Obama and McCain were campaigning in these states when they went to their conventions, and went straight back to them when the conventions were over. The keys to election 2008 can be judged from the candidates' schedules. Along with his running mate, Joe Biden, Obama was in Pennsylvania and Ohio on Friday, and campaigned in Indiana yesterday. McCain and Palin went straight from St Paul to Wisconsin, before spending yesterday in Colorado and New Mexico, two western states narrowly carried by George W Bush in 2004, but toss-ups this time around.
But if the numbers haven't budged, neither have the underlying realities of this election year. Sarah Palin has made waves – first with her colourful family history, then with her slashing attacks on Obama from the podium, and now with a controvery over the talkshow host Oprah Winfrey, whose support helped to put Obama on the map and who apparently is refusing to have the Alaska Governor as a guest. But the tide still flows powerfully the Democrats' way.
For McCain, the next best thing about the convention after Palin was that Hurricane Gustav kept the unloved President Bush away from proceedings. In his speech, the candidate did not once mention the incumbent Republican President by name. To keep the White House in the hands of his party, he must run at arm's length from it. This makes for a gripping political narrative. But it's hardly a recipe for victory.
Everything else conspires against him, even the trumpeted success of the surge in Iraq, which McCain long supported. The mess in Iraq was the key issue in the Democratic mid-term triumph in 2006. This time Iraq is barely mentioned. Americans now have the general impression they're at last winning the war – which makes them less reluctant to entrust its conduct to an untried Democrat.
To win, McCain must keep things personal. If he manages to define the election as a choice between two men, between an iconoclastic war hero and a first-term Senator with a most unfamiliar background, voters may well choose him.
But even that is not certain. McCain makes sense as an American Churchill or De Gaulle, someone summoned by his country to confront a life-or-death national emergency. The challenge facing the US today, however, is different. People yearn for change; an unprecedented 80 per cent of the population say their nation is on the wrong track. A conservative era is drawing to a close. Americans are moving to the left, telling pollsters they want a more activist government.

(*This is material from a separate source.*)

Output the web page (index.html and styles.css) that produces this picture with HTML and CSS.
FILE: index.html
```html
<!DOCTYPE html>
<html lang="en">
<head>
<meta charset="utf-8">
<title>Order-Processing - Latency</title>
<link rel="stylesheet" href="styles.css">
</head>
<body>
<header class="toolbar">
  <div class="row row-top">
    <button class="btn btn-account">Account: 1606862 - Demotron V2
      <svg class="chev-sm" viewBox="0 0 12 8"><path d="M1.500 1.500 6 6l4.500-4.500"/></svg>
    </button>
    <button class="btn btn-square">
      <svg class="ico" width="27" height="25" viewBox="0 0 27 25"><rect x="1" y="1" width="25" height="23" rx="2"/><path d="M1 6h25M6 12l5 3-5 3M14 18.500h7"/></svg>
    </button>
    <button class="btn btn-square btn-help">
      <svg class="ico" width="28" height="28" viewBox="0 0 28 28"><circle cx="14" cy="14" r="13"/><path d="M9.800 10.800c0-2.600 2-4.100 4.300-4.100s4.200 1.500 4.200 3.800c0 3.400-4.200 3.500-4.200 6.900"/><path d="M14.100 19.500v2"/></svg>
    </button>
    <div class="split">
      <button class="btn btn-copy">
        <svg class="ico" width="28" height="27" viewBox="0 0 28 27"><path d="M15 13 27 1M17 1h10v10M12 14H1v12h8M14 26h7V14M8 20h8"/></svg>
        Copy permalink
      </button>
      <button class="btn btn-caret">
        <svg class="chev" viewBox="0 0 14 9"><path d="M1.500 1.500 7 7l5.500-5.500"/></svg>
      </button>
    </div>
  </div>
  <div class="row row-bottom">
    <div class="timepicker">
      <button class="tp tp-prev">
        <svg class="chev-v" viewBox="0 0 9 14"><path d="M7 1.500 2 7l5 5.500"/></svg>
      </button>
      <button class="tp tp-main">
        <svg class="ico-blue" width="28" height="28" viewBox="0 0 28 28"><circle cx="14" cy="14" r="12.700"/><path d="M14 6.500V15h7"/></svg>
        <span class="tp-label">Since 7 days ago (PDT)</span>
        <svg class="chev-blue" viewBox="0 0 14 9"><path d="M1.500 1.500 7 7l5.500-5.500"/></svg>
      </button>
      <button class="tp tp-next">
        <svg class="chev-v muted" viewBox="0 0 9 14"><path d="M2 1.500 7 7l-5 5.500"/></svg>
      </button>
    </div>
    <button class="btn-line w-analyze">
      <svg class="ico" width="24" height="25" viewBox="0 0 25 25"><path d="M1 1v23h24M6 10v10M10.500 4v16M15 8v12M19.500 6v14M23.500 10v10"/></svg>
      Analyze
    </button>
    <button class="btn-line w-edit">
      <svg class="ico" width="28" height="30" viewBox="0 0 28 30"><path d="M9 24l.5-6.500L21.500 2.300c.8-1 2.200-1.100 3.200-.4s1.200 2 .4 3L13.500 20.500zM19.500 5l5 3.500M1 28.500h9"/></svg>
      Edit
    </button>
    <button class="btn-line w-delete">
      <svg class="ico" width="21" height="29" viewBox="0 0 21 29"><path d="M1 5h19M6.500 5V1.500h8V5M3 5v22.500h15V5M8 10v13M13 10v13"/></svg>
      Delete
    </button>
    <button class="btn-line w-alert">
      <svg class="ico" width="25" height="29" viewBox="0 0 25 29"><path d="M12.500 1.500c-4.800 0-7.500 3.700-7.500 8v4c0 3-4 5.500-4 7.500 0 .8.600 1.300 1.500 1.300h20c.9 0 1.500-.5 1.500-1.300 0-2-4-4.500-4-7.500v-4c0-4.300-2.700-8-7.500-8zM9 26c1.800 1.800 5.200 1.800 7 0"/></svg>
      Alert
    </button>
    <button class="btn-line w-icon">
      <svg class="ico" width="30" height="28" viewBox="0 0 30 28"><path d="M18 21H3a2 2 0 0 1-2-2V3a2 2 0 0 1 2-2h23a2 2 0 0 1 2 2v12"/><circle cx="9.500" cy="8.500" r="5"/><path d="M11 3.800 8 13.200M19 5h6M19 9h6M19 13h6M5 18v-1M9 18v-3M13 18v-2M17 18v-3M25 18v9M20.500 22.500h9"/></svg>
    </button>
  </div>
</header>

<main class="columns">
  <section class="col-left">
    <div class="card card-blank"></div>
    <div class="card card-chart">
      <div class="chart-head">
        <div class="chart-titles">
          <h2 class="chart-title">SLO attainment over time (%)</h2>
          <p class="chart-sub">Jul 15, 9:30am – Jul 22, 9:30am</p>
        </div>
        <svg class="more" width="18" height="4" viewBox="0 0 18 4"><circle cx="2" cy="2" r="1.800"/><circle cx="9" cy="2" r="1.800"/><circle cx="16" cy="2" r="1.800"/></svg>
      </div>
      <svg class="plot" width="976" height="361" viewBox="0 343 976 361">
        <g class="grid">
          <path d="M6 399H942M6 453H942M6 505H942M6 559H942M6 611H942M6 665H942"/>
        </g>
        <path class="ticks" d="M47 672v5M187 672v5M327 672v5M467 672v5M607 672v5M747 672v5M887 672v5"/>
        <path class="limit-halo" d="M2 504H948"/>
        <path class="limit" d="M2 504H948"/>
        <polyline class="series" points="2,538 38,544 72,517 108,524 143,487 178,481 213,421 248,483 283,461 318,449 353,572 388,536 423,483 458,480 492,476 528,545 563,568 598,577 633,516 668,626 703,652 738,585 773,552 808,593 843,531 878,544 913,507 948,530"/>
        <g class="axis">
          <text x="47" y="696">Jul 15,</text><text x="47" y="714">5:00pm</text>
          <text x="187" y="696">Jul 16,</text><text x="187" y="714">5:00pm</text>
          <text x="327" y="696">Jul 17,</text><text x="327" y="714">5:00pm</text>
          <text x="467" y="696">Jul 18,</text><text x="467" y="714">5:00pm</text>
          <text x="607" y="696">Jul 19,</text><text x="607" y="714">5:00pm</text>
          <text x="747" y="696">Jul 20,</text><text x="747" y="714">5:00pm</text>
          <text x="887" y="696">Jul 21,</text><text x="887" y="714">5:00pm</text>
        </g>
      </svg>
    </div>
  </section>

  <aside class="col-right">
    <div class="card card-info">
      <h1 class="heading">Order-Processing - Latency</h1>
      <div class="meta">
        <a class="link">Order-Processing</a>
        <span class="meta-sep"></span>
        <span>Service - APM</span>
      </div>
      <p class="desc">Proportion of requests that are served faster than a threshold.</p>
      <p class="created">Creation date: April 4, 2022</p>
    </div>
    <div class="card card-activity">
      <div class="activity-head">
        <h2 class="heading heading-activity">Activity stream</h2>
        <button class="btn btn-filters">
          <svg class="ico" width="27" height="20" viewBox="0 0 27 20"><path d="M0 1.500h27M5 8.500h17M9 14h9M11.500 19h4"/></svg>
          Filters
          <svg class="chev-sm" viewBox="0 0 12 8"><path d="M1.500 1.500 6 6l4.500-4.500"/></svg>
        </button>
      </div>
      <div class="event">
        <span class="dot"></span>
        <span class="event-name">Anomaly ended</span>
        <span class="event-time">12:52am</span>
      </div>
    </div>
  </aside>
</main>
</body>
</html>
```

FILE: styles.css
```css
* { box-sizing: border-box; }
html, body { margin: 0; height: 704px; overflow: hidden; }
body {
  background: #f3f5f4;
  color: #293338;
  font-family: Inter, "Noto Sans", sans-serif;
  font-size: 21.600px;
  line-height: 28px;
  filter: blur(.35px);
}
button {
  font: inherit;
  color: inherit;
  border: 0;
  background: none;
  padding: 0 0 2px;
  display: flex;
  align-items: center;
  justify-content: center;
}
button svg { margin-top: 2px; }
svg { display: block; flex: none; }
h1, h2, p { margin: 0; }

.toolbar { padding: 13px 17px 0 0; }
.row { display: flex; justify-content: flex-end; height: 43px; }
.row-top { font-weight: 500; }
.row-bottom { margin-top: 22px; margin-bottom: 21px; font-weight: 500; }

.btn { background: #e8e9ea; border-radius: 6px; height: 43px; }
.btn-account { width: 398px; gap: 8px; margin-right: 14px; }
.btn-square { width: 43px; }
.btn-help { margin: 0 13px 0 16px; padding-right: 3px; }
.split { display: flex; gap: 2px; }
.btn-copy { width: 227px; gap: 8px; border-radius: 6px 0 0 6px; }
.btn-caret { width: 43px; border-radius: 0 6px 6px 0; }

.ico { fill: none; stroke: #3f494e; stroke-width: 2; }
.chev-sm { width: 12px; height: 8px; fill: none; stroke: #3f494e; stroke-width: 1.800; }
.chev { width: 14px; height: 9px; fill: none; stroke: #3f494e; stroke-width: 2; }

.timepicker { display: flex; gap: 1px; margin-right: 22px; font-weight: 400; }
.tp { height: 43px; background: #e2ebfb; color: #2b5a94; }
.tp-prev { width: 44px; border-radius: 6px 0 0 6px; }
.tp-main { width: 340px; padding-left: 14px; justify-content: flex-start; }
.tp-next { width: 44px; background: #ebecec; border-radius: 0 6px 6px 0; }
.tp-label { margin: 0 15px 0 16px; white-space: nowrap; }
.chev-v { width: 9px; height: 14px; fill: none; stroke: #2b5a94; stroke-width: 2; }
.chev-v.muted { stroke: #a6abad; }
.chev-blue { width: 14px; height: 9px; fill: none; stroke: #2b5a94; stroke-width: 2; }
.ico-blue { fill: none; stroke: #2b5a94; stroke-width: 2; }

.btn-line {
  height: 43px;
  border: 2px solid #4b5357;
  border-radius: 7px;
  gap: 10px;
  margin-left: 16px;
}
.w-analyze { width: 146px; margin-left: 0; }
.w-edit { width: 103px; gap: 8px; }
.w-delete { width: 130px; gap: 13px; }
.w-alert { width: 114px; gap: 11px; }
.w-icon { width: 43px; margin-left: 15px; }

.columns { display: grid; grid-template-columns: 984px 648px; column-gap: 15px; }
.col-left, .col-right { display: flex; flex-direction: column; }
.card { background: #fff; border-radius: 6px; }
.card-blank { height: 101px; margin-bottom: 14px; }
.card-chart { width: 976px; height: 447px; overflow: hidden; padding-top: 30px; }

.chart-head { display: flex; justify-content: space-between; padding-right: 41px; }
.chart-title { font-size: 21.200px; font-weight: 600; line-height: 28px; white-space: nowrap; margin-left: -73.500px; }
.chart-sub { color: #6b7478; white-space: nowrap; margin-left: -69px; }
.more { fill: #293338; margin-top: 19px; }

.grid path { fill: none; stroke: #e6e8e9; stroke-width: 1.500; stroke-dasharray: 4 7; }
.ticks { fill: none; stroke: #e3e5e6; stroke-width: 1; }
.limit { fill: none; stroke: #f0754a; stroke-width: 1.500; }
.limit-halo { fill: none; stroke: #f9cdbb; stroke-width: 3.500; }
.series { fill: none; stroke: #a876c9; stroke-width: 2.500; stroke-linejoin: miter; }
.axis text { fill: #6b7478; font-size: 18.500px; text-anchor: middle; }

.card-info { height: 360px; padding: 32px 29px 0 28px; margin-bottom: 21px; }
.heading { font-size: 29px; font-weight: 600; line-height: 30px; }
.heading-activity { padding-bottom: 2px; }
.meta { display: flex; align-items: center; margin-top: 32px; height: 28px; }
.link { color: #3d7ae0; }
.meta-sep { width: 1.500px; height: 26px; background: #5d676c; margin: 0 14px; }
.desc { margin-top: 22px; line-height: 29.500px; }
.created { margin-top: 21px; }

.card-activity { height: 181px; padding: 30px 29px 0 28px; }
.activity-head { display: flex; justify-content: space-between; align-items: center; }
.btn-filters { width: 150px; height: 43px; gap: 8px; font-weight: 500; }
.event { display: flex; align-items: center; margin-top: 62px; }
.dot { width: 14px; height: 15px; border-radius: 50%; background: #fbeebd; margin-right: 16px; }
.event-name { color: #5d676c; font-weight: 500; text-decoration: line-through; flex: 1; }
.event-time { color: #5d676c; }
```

In the weeks ahead even Sarah Palin will probably be a sideshow. She may have galvanised a Republican base that has never greatly trusted John McCain. But presidential elections are about choosing a president, not a vice-president.
Yes, McCain has a certain Churchillian appeal with his reputation for defying party orthodoxy. But no one ever identified the old British bulldog with a zest for social change and innovative economic thinking. Back in 1992, amid a recession far less painful than the one facing the US now, Bill Clinton defeated the first President Bush by sticking to the message of "It's the economy, stupid", pinned up in his campaign war room in Little Rock, Arkansas. In 2008, that strategy is doubly true.
Barring a massive foreign crisis, this election will be about domestic pocket-book issues: jobs, wages and health coverage, how to pay for one's children at college, how to hang on to one's home. The most significant event of the last fortnight was Friday's government report showing that unemployment in August jumped to 6.1 per cent, its highest level in five years, with every prospect of worse to come. On all these issues, Democrats have a huge advantage. Bush is not to blame for America's economic woes (though Alan Green-span's policies at the Federal Reserve might well be). But the President and his party are being blamed nonetheless. If Obama can tie McCain to Bush, and keep the focus on the country's problems and what must be done to fix them, it is hard to see how he can lose.
McCain's best chance of what the pundits call a "game-changer" lies not in Palin, but in his debates with Obama – above all in the first and most important of them, on 26 September at the University of Mississippi. The subject will be domestic policy – in other words, the economy.
The initial debate is the first opportunity for voters to see the candidates square off, and often has a vital bearing on the final result. In 2000, for instance, Bush proved he could more or less hold his own with Gore, who came across as disparaging and over-scornful of his opponent. Given the topic, Obama will be expected to score a clear win this time. But if he does not, if he fails to make the economic case for the Democrats, or McCain somehow shifts the argument from issues to personalities, all bets are off.
But it will be a tall order. Here, as everywhere, the old truism of elections applies: oppositions don't win elections, governments lose them. And Bush and the Republicans have done more than enough to lose this one – whatever the efforts of the indomitable fighter John McCain.